Exercise — Quote the data exactly, first line to the line containing "string; label: string;", with no pictures.

Saved data entries:
* * *
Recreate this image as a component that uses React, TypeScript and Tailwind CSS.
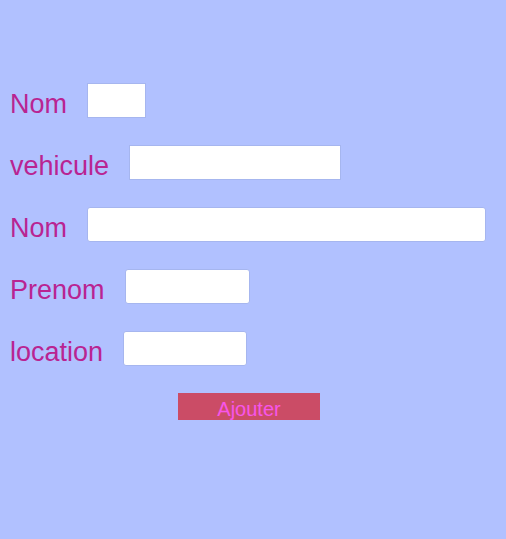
import React from "react";

type Field = { id: string; label: string; box: string };

const fields: Field[] = [
  { id: "nom-location", label: "Nom", box: "w-[59px]" },
  { id: "vehicule", label: "vehicule", box: "w-[212px]" },
  { id: "nom-client", label: "Nom", box: "w-[399px] rounded-[3px]" },
  { id: "prenom", label: "Prenom", box: "w-[125px] rounded-[3px]" },
  { id: "location", label: "location", box: "w-[124px] rounded-[3px]" },
];

export default function App() {
  return (
    <main className="min-h-screen bg-[#b1c1ff] pt-[83px] pr-[18px] pl-[10px] font-['Liberation_Sans',Arial,sans-serif]">
      <form onSubmit={(e) => e.preventDefault()}>
        <div className="flex flex-col gap-[27px]">
          {fields.map((f) => (
            <div key={f.id} className="flex h-[35px] items-center gap-5">
              <label htmlFor={f.id} className="shrink-0 pt-[7px] text-[27px] leading-[30px] text-[#b92492]">
                {f.label}
              </label>
              <input
                id={f.id}
                type="text"
                className={`h-[35px] min-w-0 border border-[#a6b6ef] bg-white px-2 text-lg outline-none ${f.box}`}
              />
            </div>
          ))}
        </div>
        <button
          type="submit"
          className="mx-auto mt-[27px] block h-[27px] w-[142px] bg-[#cb4c66] pt-[5px] text-xl leading-[22px] text-[#f855ea]"
        >
          Ajouter
        </button>
      </form>
    </main>
  );
}
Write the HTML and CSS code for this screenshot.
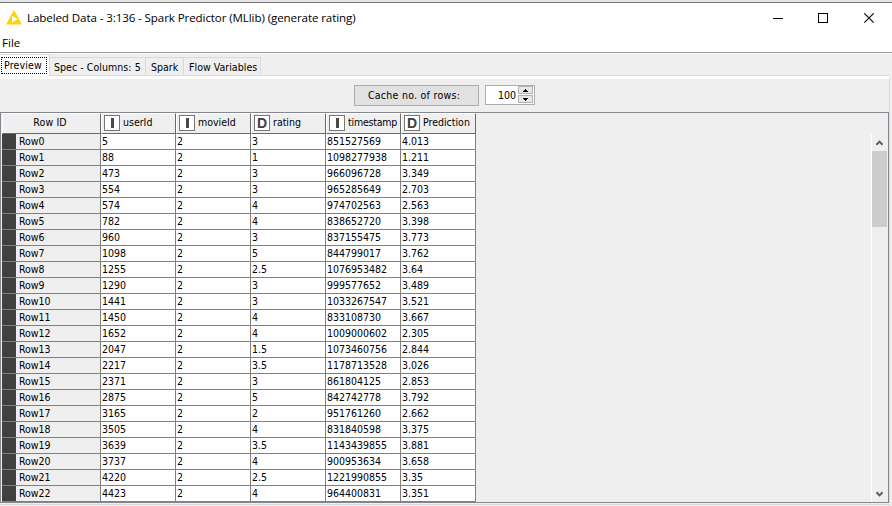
FILE: index.html
```html
<!DOCTYPE html>
<html lang="en">
<head>
<meta charset="utf-8">
<title>Labeled Data</title>
<link rel="stylesheet" href="styles.css">
</head>
<body>
<div class="window">
  <header class="titlebar">
    <svg class="logo" width="16" height="15" viewBox="0 0 16 15"><path d="M8 0L16 14.5H0Z" fill="#fdd20a"/><path d="M6 6L12 9.3L6 12.3Z" fill="#fff"/></svg>
    <h1 class="title"><span>Labeled Data - 3:136 - Spark Predictor (MLlib) (generate rating)</span></h1>
    <svg class="controls" width="103" height="12" viewBox="0 0 103 12" fill="none" stroke="#000"><path d="M0 6.5H10"/><rect x="45.5" y="1.5" width="9" height="9"/><path d="M91.3 1.3L100.7 10.7M100.7 1.3L91.3 10.7" stroke-width="1.1"/></svg>
  </header>
  <nav class="menubar">File</nav>
  <div class="tabs">
    <div class="tab active"><span class="t-preview">Preview</span></div>
    <div class="tab spec">Spec - Columns: 5</div>
    <div class="tab spark">Spark</div>
    <div class="tab flow">Flow Variables</div>
  </div>
  <main class="panel">
    <div class="toolbar">
      <button class="cache">Cache no. of rows:</button>
      <div class="spinner"><span>100</span>
        <div class="steps"><i><svg width="5" height="3" viewBox="0 0 5 3"><path d="M2 0h1v1h1v1h1v1H0V2h1V1h1z"/></svg></i><i><svg width="5" height="3" viewBox="0 0 5 3"><path d="M0 0h5v1H4v1H3v1H2V2H1V1H0z"/></svg></i></div>
      </div>
    </div>
    <section class="view">
      <div class="table" id="table">
        <div class="row head">
          <div class="rowid">Row ID</div>
          <div><b><i class="bar"></i></b><span>userId</span></div>
          <div><b><i class="bar"></i></b><span>movieId</span></div>
          <div><b>D</b><span>rating</span></div>
          <div><b><i class="bar"></i></b><span class="time">timestamp</span></div>
          <div><b>D</b><span>Prediction</span></div>
        </div>
      </div>
      <div class="scrollbar">
        <svg class="up" width="7" height="6" viewBox="0 0 7 6"><path d="M.4 4.7L3.5 1.6L6.6 4.7" fill="none" stroke="#5c5c5c" stroke-width="2"/></svg>
        <div class="thumb"></div>
        <svg class="down" width="7" height="6" viewBox="0 0 7 6"><path d="M.4 1.3L3.5 4.4L6.6 1.3" fill="none" stroke="#5c5c5c" stroke-width="2"/></svg>
      </div>
    </section>
  </main>
</div>
<script src="table.js"></script>
</body>
</html>
```
FILE: styles.css
```css
* { box-sizing: border-box; }
body { margin: 0; background: #efefef; color: #000; font: 10.5px/15px "DejaVu Sans Condensed", "DejaVu Sans", sans-serif; font-stretch: condensed; }
.window { width: 892px; height: 506px; display: flex; flex-direction: column; border-top: 2px solid #e5e5e5; overflow: hidden; white-space: nowrap; }
.titlebar { height: 32px; display: flex; align-items: center; background: #fff; border-top: 1px solid #777; padding: 0 16px 2px 6px; font-family: "Open Sans", sans-serif; font-stretch: normal; }
.title { margin: 0 0 0 5px; flex: 1; font-size: 11.6px; font-weight: 400; line-height: 18px; letter-spacing: -0.11px; }
.controls { margin-top: 0; }
.menubar { height: 19px; background: #fff; border-bottom: 1px solid #999; padding: 1px 0 0 2px; font: 11.6px/16px "Open Sans", sans-serif; }
.tabs { height: 23px; display: flex; align-items: flex-end; border-top: 1px solid #fff; background: #efefef; }
.tab { height: 19px; border: 1px solid #d9d9d9; border-left: 0; padding-top: 2px; }
.tab.active { width: 50px; height: 22px; background: #fff; border-bottom: 0; padding: 2px 0 0 1px; }
.t-preview { display: block; width: 46px; height: 17px; border: 1px dotted #000; padding-left: 2px; line-height: 14px; letter-spacing: 0.15px; }
.spec { width: 96px; padding-left: 4px; letter-spacing: 0.06px; }
.spark { width: 38px; padding-left: 5px; }
.flow { width: 77px; padding-left: 5px; letter-spacing: 0.04px; }
.tabs::after { content: ""; flex: 1; height: 1px; margin-right: 2px; background: #d9d9d9; }
.panel { width: 890px; height: 429px; border-right: 1px solid #d9d9d9; border-top: 3px solid #fff; border-bottom: 1px solid #d9d9d9; flex: none; }
.toolbar { height: 33px; display: flex; padding: 6px 0 0 354px; gap: 6px; }
.cache { width: 125px; height: 21px; border: 1px solid #adadad; background: #e1e1e1; color: #000; font: inherit; padding: 0 5px 0 0; letter-spacing: 0.27px; }
.spinner { width: 50px; height: 20px; border: 1px solid #abadb3; background: #fff; display: flex; justify-content: flex-end; line-height: 19px; }
.steps { width: 15px; height: 17px; margin: 0 1px 0 2px; display: flex; flex-direction: column; gap: 1px; }
.steps i { flex: 1; display: flex; align-items: center; justify-content: center; background: #e7e7e7; border: 1px solid #b2b2b2; }
.view { width: 889px; height: 391px; border: 1px solid #828790; display: flex; justify-content: space-between; }
.table { width: 475px; padding-left: 1px; }
.row { display: grid; grid-template-columns: 14px 85px repeat(5, 75px); height: 16px; line-height: 15px; }
.row > div { background: #fff; border-right: 1px solid #808080; border-bottom: 1px solid #808080; padding-left: 1px; overflow: hidden; }
.row > .mark { background: #404040; border-right: 0; }
.row > .name { background: #efefef; padding-left: 3px; }
.head { height: 21px; }
.head > div { display: flex; background: #efefef; border-color: #696969; padding: 1px 0 0 2px; line-height: 15px; border-left: 1px solid #fff; border-top: 1px solid #fff; }
.head > .rowid { grid-column: span 2; justify-content: center; padding: 0 3px 0 0; line-height: 17px; letter-spacing: 0.15px; }
.head b { width: 16px; height: 16px; margin-right: 3px; flex: none; border: 1px solid #777; background: #fff; display: flex; align-items: center; justify-content: center; color: #404040; font: bold 14px/14px "Liberation Sans", sans-serif; }
.time { letter-spacing: -0.2px; }
.bar { width: 3px; height: 10px; background: #484848; }
.scrollbar { width: 17px; margin-top: 21px; border-left: 1px solid #fff; display: flex; flex-direction: column; padding: 6px 1px 5px 0; }
.up, .down { margin-left: 4px; flex: none; }
.thumb { height: 76px; margin-top: 5px; background: #cdcdcd; }
.down { margin-top: auto; }
```
FILE: table.js
```js
const rows = [
  [5, 3, 851527569, 4.013], [88, 1, 1098277938, 1.211], [473, 3, 966096728, 3.349],
  [554, 3, 965285649, 2.703], [574, 4, 974702563, 2.563], [782, 4, 838652720, 3.398],
  [960, 3, 837155475, 3.773], [1098, 5, 844799017, 3.762], [1255, 2.5, 1076953482, 3.64],
  [1290, 3, 999577652, 3.489], [1441, 3, 1033267547, 3.521], [1450, 4, 833108730, 3.667],
  [1652, 4, 1009000602, 2.305], [2047, 1.5, 1073460756, 2.844], [2217, 3.5, 1178713528, 3.026],
  [2371, 3, 861804125, 2.853], [2875, 5, 842742778, 3.792], [3165, 2, 951761260, 2.662],
  [3505, 4, 831840598, 3.375], [3639, 3.5, 1143439855, 3.881], [3737, 4, 900953634, 3.658],
  [4220, 2.5, 1221990855, 3.35], [4423, 4, 964400831, 3.351]
];
document.getElementById("table").insertAdjacentHTML("beforeend", rows.map(([user, rating, time, prediction], i) =>
  `<div class="row"><div class="mark"></div><div class="name">Row${i}</div>` +
  [user, 2, rating, time, prediction].map(v => `<div>${v}</div>`).join("") + "</div>").join(""));
```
* * *
Exercise response —
Recreate this image as a component that uses React, TypeScript and Tailwind CSS.
import React from "react";

type Field = { id: string; label: string; box: string };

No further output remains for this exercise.